__Description of the task__. Using the entries that follow, count the lines containing the word "index" and give that number by itself.

__Dataset records__.
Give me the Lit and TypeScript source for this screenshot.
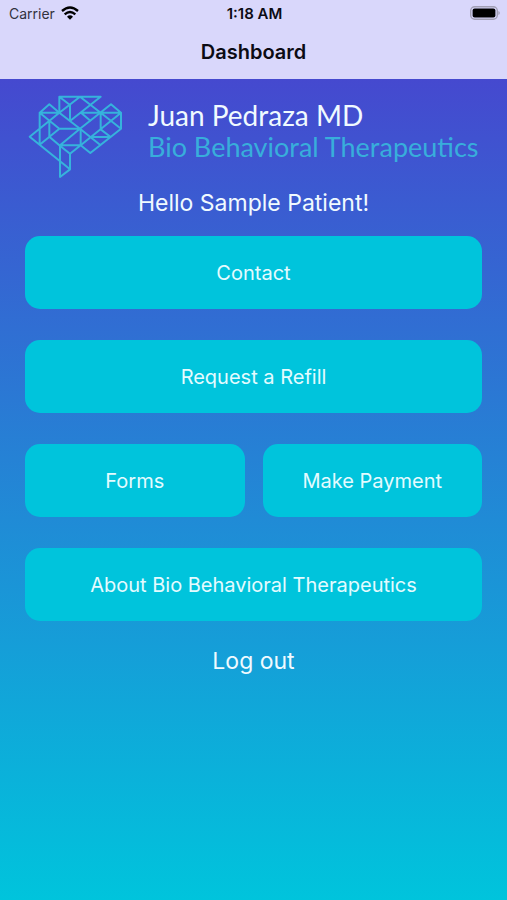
import { LitElement, html, css } from "lit";
import { customElement } from "lit/decorators.js";

@customElement("app-root")
export class AppRoot extends LitElement {
  static styles = css`
    :host {
      display: flex;
      flex-direction: column;
      min-height: 100vh;
      font-family: Inter, "Liberation Sans", sans-serif;
      color: #f0faff;
    }
    .top {
      background: #d9d7fb;
      color: #0c0b14;
      padding-bottom: 1px;
    }
    .status {
      display: grid;
      grid-template-columns: 1fr auto 1fr;
      align-items: center;
      height: 26px;
      padding: 0 7px 0 9px;
      font-size: 14px;
    }
    .carrier {
      display: flex;
      align-items: center;
      gap: 6px;
      color: #33323e;
    }
    .time {
      font-size: 15px;
      font-weight: 600;
    }
    .battery {
      justify-self: end;
    }
    svg {
      display: block;
      flex: none;
    }
    .title {
      margin: 0;
      text-align: center;
      font-size: 20px;
      line-height: 52px;
      font-weight: 600;
    }
    main {
      flex: 1;
      display: flex;
      flex-direction: column;
      padding: 16px 25px 24px;
      background: linear-gradient(#4549cf, #00c4dc);
    }
    .brand {
      display: flex;
      gap: 24px;
      padding: 0 3px;
    }
    .names {
      font-family: Lato, sans-serif;
      font-size: 28px;
      line-height: 32px;
      padding-top: 4px;
      white-space: nowrap;
    }
    .practice {
      font-size: 27px;
      color: #38aedb;
    }
    .hello {
      margin: 9px 0 18px;
      text-align: center;
      font-size: 23px;
      line-height: 30px;
      font-weight: 400;
    }
    .actions {
      display: grid;
      grid-template-columns: 1fr 1fr;
      column-gap: 18px;
      row-gap: 31px;
    }
    .action {
      height: 73px;
      border: 0;
      padding: 0;
      border-radius: 15px;
      background: #00c4dc;
      color: #e4fbff;
      font: inherit;
      font-size: 20px;
      cursor: pointer;
    }
    .wide {
      grid-column: 1 / -1;
    }
    .logout {
      align-self: center;
      margin-top: 24px;
      border: 0;
      padding: 0;
      background: none;
      color: inherit;
      font: inherit;
      font-size: 23px;
      line-height: 32px;
      cursor: pointer;
    }
  `;

  render() {
    return html`
      <header class="top">
        <div class="status">
          <div class="carrier">
            <span>Carrier</span>
            <svg width="18" height="14" viewBox="0 0 54 42" fill="none" stroke="#000" stroke-width="7" aria-hidden="true">
              <path d="M3 15 Q27 -6 51 15" />
              <path d="M11 25 Q27 11 43 25" />
              <path d="M27 41 L18 32 Q27 24 36 32 Z" fill="#000" stroke="none" />
            </svg>
          </div>
          <div class="time">1:18 AM</div>
          <svg class="battery" width="30" height="14" viewBox="0 0 30 14" aria-hidden="true">
            <rect x="0.7" y="0.7" width="26.6" height="12.6" rx="4" fill="none" stroke="#a19fb5" stroke-width="1.4" />
            <rect x="2.6" y="2.6" width="22.8" height="8.8" rx="2" fill="#000" />
            <path d="M28.4 5 Q29.8 5.6 29.8 7 T28.4 9 Z" fill="#a19fb5" />
          </svg>
        </div>
        <h1 class="title">Dashboard</h1>
      </header>
      <main>
        <div class="brand">
          <svg width="96" height="84" viewBox="24 32 288 252" fill="none" stroke="#36b3dc" stroke-width="6" stroke-linejoin="round" aria-hidden="true">
            <path d="M118 85 V37 H242 L150 110 V62 L118 37 M118 85 L180 37 L242 85 H183 L212 110 M118 85 L180 133" />
            <path d="M59 85 L88 60 L118 85 L29 157 L150 255 L120 278 V183 L180 133 H118 L59 85 H118 M59 85 V181 L118 133 M88 109 V157 L118 183 H182 V133 M118 183 L150 208 V255 M150 208 L182 183" />
            <path d="M180 133 L273 60 L303 85 V133 L211 206 L182 183 L303 85 H242 L303 133 M242 85 V135 L272 158 H213 M180 133 L242 183" />
          </svg>
          <div class="names">
            <div>Juan Pedraza MD</div>
            <div class="practice">Bio Behavioral Therapeutics</div>
          </div>
        </div>
        <h2 class="hello">Hello Sample Patient!</h2>
        <div class="actions">
          <button class="action wide">Contact</button>
          <button class="action wide">Request a Refill</button>
          <button class="action">Forms</button>
          <button class="action">Make Payment</button>
          <button class="action wide">About Bio Behavioral Therapeutics</button>
        </div>
        <button class="logout">Log out</button>
      </main>
    `;
  }
}
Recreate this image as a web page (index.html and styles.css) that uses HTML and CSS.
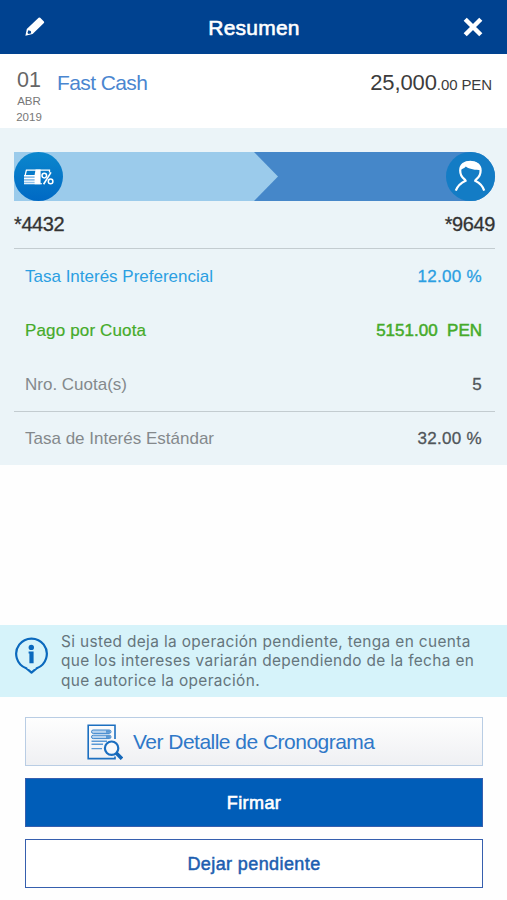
FILE: index.html
```html
<!DOCTYPE html>
<html lang="es">

<head>
    <meta charset="UTF-8">
    <meta name="viewport" content="width=device-width, initial-scale=1">
    <title>Resumen</title>
    <link rel="stylesheet" href="styles.css">
</head>

<body>

    <header class="topbar">
        <svg class="icon-edit" width="20" height="20" viewBox="0 0 20 20">
            <path fill="#fff" fill-rule="evenodd" d="M13.6 0.8 Q14.4 0.1 15.2 0.8 L18.9 4.4 Q19.5 5.1 18.9 5.9 L7.6 17 L0.4 18.7 L1.8 12 Z M3.3 13.2 L2.5 16 L3.6 17 L6.2 16.2 L5.8 13.9 Z" />
        </svg>
        <h1>Resumen</h1>
        <svg class="icon-close" width="20" height="20" viewBox="0 0 20 20">
            <path stroke="#fff" stroke-width="4.4" d="M2.2 2.2 L17.8 17.8 M17.8 2.2 L2.2 17.8" />
        </svg>
    </header>

    <section class="operation">
        <div class="date">
            <span class="day">01</span>
            <span class="month">ABR</span>
            <span class="year">2019</span>
        </div>
        <h2>Fast Cash</h2>
        <div class="amount">25,000<small>.00 PEN</small></div>
    </section>

    <section class="details">
        <div class="flow">
            <div class="flow-from">
                <svg width="49" height="49" viewBox="0 0 49 49">
                    <defs>
                        <linearGradient id="disc" x1="0" y1="0" x2="0" y2="1">
                            <stop offset="0" stop-color="#0b87cd" />
                            <stop offset="1" stop-color="#0069c4" />
                        </linearGradient>
                    </defs>
                    <circle cx="24.5" cy="24.5" r="24.5" fill="url(#disc)" />
                    <path fill="none" stroke="#fff" stroke-width="1.3" d="M11.2 23 L12.4 18.2 H35.5 V20.5" />
                    <path fill="#8fc1ea" d="M10 23.5 H21 V32 H10 Z" />
                    <path fill="none" stroke="#fff" stroke-width="1.1" d="M10 23.6 H21 M10 26.5 H21 M10 29.2 H21 M10 31.8 H28" />
                    <path fill="#fff" d="M21.6 17.6 H26.6 V32.3 H20.6 V23 Z" />
                    <path fill="none" stroke="#fff" stroke-width="1.6" d="M37 20.4 L29.6 32.2" />
                    <circle cx="30.3" cy="23.6" r="2.3" fill="none" stroke="#fff" stroke-width="1.5" />
                    <circle cx="36.6" cy="29.4" r="2.3" fill="none" stroke="#fff" stroke-width="1.5" />
                </svg>
            </div>
            <div class="flow-to">
                <svg width="49" height="49" viewBox="0 0 49 49">
                    <circle cx="24.5" cy="24.5" r="24.5" fill="#137cc5" />
                    <path fill="none" stroke="#fff" stroke-width="2.2" d="M9.8 38.6 C11.5 34 14.5 31 19.6 28.7 C19 26.6 14.2 26 14.2 18.5 C14.2 12.5 18.7 9.8 24.5 9.8 C30.3 9.8 34.6 13 34.6 18.5 C34.6 26 29.8 26.6 29.2 28.7 C33.9 31 36.8 34 38.2 38.6" />
                    <path fill="#fff" d="M14.3 17.5 C14.6 12 18.5 9.2 24.5 9.2 C31 9.2 34.8 12.5 34.8 18.3 C30 18.2 23 17.3 19.8 14.6 C18.8 16 17 17 14.3 17.5 Z" />
                </svg>
            </div>
        </div>
        <div class="accounts">
            <span>*4432</span>
            <span>*9649</span>
        </div>

        <dl class="rates">
            <div class="rate preferred">
                <dt>Tasa Interés Preferencial</dt>
                <dd>12.00 %</dd>
            </div>
            <div class="rate payment">
                <dt>Pago por Cuota</dt>
                <dd>5151.00&nbsp; PEN</dd>
            </div>
            <div class="rate">
                <dt>Nro. Cuota(s)</dt>
                <dd>5</dd>
            </div>
            <div class="rate standard">
                <dt>Tasa de Interés Estándar</dt>
                <dd>32.00 %</dd>
            </div>
        </dl>
    </section>

    <section class="notice">
        <svg width="34" height="38" viewBox="0 0 34 38">
            <path fill="none" stroke="#0b69bd" stroke-width="2.2" stroke-linejoin="round" d="M12.2 31.2 A15.3 15.3 0 1 1 22.8 31.2 L17.5 35.6 Z" />
            <path stroke="#d6f3fa" stroke-width="2.6" d="M13.6 30.6 H21.4" />
            <circle cx="17.3" cy="10.4" r="2.7" fill="#0b69bd" />
            <path fill="#0b69bd" d="M14.6 14.6 H19.6 V26.2 H15.4 V16.4 H14.6 Z" />
        </svg>
        <p>Si usted deja la operación pendiente, tenga en cuenta<br>que los intereses variarán dependiendo de la fecha en<br>que autorice la operación.</p>
    </section>

    <div class="actions">
        <button class="btn btn-schedule">
            <svg width="36" height="36" viewBox="0 0 36 36">
                <path fill="none" stroke="#1c6fc0" stroke-width="1.6" d="M28 15 V1.2 H1.2 V34.6 H28 V32.4" />
                <g fill="#b9d4ef" stroke="#3d86cd" stroke-width="1">
                    <rect x="4.5" y="6" width="19.5" height="3.4" rx="1.7" />
                    <rect x="4.5" y="11.2" width="19.5" height="3.4" rx="1.7" />
                </g>
                <path stroke="#5c9ad6" stroke-width="1.4" d="M4.5 17.3 H20 M4.5 20.3 H16 M4.5 24.6 H15" />
                <path fill="#1c6fc0" d="M19 6.6 H23 V8.8 H19 Z M19 11.8 H23 V14 H19 Z" opacity=".6" />
                <circle cx="24.6" cy="24.2" r="6.7" fill="#f8f9fb" stroke="#1c6fc0" stroke-width="2.2" />
                <path stroke="#1567b8" stroke-width="3.6" d="M29.2 29 L35 34.8" />
            </svg>
            <span>Ver Detalle de Cronograma</span>
        </button>
        <button class="btn btn-primary">Firmar</button>
        <button class="btn btn-outline">Dejar pendiente</button>
    </div>

</body>

</html>
```
FILE: styles.css
```css
* {
    box-sizing: border-box;
}

body {
    margin: 0;
    height: 900px;
    display: flex;
    flex-direction: column;
    background-color: #fefefe;
    font-family: "Liberation Sans", Arial, sans-serif;
    color: #333;
}

h1, h2, p, dl, dd {
    margin: 0;
}

svg {
    display: block;
    fill: none;
}

/* Header */
.topbar {
    height: 54px;
    padding: 0 24px 0 25px;
    display: flex;
    align-items: center;
    justify-content: space-between;
    background-color: #004290;
    color: #fff;
}

.topbar h1 {
    font-size: 21px;
    font-weight: normal;
    line-height: 24px;
    letter-spacing: 0.2px;
    padding-top: 2px;
    -webkit-text-stroke: 0.6px;
}

/* Operation row */
.operation {
    height: 74px;
    padding: 14px 15px 0 13px;
    display: flex;
    background-color: #fff;
}

.date {
    width: 32px;
    display: flex;
    flex-direction: column;
    align-items: center;
    color: #777;
    font-size: 11.5px;
    line-height: 16px;
}

.day {
    font-size: 21.5px;
    line-height: 25px;
    color: #666;
}

.operation h2 {
    margin-left: 12px;
    font-size: 21px;
    font-weight: normal;
    line-height: 29px;
    letter-spacing: -0.6px;
    color: #4a86d0;
}

.amount {
    margin-left: auto;
    font-size: 22px;
    line-height: 29px;
    letter-spacing: -0.1px;
    color: #3c3c3c;
}

.amount small {
    font-size: 15px;
}

/* Details panel */
.details {
    height: 337px;
    padding: 24px 12px 0 14px;
    background-color: #ebf4f8;
}

.flow {
    height: 49px;
    display: flex;
    border-radius: 0 25px 25px 0;
    background-color: #4587c9;
}

.flow-from {
    width: 264px;
    background-color: #9bcbeb;
    clip-path: polygon(0 0, 240px 0, 100% 50%, 240px 100%, 0 100%);
}

.flow-to {
    margin-left: auto;
}

.accounts {
    height: 48px;
    display: flex;
    justify-content: space-between;
    font-size: 20px;
    line-height: 46px;
    letter-spacing: -0.4px;
    border-bottom: 1px solid #c3ccd0;
    -webkit-text-stroke: 0.3px;
}

.rate {
    height: 54px;
    padding: 0 13px 0 11px;
    display: flex;
    justify-content: space-between;
    font-size: 17px;
    line-height: 56px;
    color: #84898c;
}

.rate dd {
    color: #50565a;
    letter-spacing: 0.3px;
    -webkit-text-stroke: 0.3px;
}

.rate.preferred,
.rate.preferred dd {
    color: #2b9fe2;
}

.rate.payment,
.rate.payment dd {
    color: #45ab2a;
}

.rate.payment dt {
    letter-spacing: 0.15px;
    -webkit-text-stroke: 0.2px;
}

.rate.payment dd {
    letter-spacing: 0;
    -webkit-text-stroke: 0.5px;
}

.rate.standard {
    border-top: 1px solid #c3ccd0;
    line-height: 54px;
}

/* Notice */
.notice {
    height: 72px;
    margin-top: 160px;
    padding: 7px 14px 0;
    display: flex;
    align-items: flex-start;
    background-color: #d6f3fa;
}

.notice svg {
    margin-top: 5px;
    flex-shrink: 0;
}

.notice p {
    margin-left: 13px;
    font-family: Inter, sans-serif;
    font-size: 15.4px;
    line-height: 19.3px;
    letter-spacing: 0.36px;
    white-space: nowrap;
    color: #65757c;
}

/* Buttons */
.actions {
    padding: 20px 24px 0 25px;
    display: flex;
    flex-direction: column;
    gap: 12px;
}

.btn {
    height: 49px;
    padding: 2px 0 0;
    display: flex;
    align-items: center;
    justify-content: center;
    border: 1px solid #365fae;
    border-radius: 0;
    font-family: inherit;
    font-size: 18px;
    letter-spacing: 0.4px;
}

.btn-schedule {
    justify-content: flex-start;
    padding: 0 0 0 61px;
    gap: 10px;
    border-color: #b9cde4;
    background: linear-gradient(#fefefe, #eff0f3);
    font-size: 21px;
    letter-spacing: -0.52px;
    color: #2f78c8;
}

.btn-primary {
    background-color: #005db8;
    color: #fff;
    -webkit-text-stroke: 0.6px;
}

.btn-outline {
    background-color: #fff;
    color: #1d5eb0;
    -webkit-text-stroke: 0.5px;
}
```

__Exercise result__. 2